In 1920 he went again to America to work as a journalist. While living in New York City he met and married, in 1924, the novelist Alyse Gregory (1884–1967), editor of the journal The Dial. In 1925 the couple moved to Dorset: firstly to the Coastguard Cottages on White Nothe and then to nearby farmhouse Chydyok, where his two sisters, the poet and novelist, Philippa Powys, and the artist, Gertrude Powys, occupied the adjacent cottage. This was close to the village of East Chaldon where his brother, the author Theodore Powys, lived from 1904 until 1940. Various other writers and artists lived in the village at different times, such as Sylvia Townsend Warner and David Garnett, the poets Valentine Ackland and Gamel Woolsey, and the sculptors Elizabeth Muntz and Stephen Tomlin.

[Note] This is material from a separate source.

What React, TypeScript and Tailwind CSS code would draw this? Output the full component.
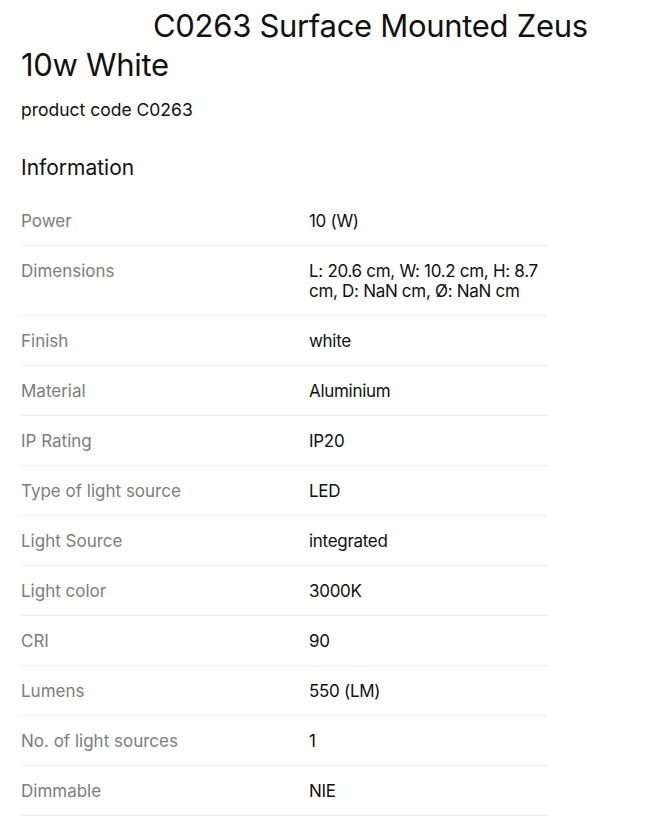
const ROWS: [string, string][] = [
  ['Power', '10 (W)'],
  ['Dimensions', 'L: 20.6 cm, W: 10.2 cm, H: 8.7 cm, D: NaN cm, Ø: NaN cm'],
  ['Finish', 'white'],
  ['Material', 'Aluminium'],
  ['IP Rating', 'IP20'],
  ['Type of light source', 'LED'],
  ['Light Source', 'integrated'],
  ['Light color', '3000K'],
  ['CRI', '90'],
  ['Lumens', '550 (LM)'],
  ['No. of light sources', '1'],
  ['Dimmable', 'NIE'],
];

export default function App() {
  return (
    <div className="min-h-screen bg-white px-[21px] pt-[6px] font-['Inter',sans-serif] text-[#111]">
      <h1 className="indent-[132px] text-[31px] leading-[39px] font-normal tracking-[-0.3px]">
        C0263 Surface Mounted Zeus 10w White
      </h1>
      <p className="mt-[16px] text-[17.5px] leading-5">product code C0263</p>

      <h2 className="mt-[34px] text-[21px] leading-7">Information</h2>

      <div className="mt-[14px] w-[527px]">
        {ROWS.map(([label, value]) => (
          <div key={label} className="flex border-b border-[#efefef] pt-[15px] pb-[14px] text-[17px] leading-5">
            <div className="w-[288px] shrink-0 text-[#7d7d7d]">{label}</div>
            <div className="flex-1 tracking-[-0.3px]">{value}</div>
          </div>
        ))}
      </div>
    </div>
  );
}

Gamel Woolsey met John Cowper Powys when she lived in Patchin Place, Greenwich Village, and, through him, his brother Llewelyn and his wife, Alyse Gregory. She and Alyse became friends for life, while with Llewelyn she had a passionate and painful love affair. Woolsey left New York for England in 1929, settling in Dorset to be near Llewelyn, where she came to know the whole Powys family and their circle. Parting from Llewelyn in 1930, she married the historian and writer Gerald Brenan in a private ceremony, and they lived together, mainly in Spain, until her death.

Powys traveled with his wife, paying visits to Mandatory Palestine (1928), the West Indies (1930) and Switzerland (1937). He died in Clavadel, Switzerland from complications related to an ulcer.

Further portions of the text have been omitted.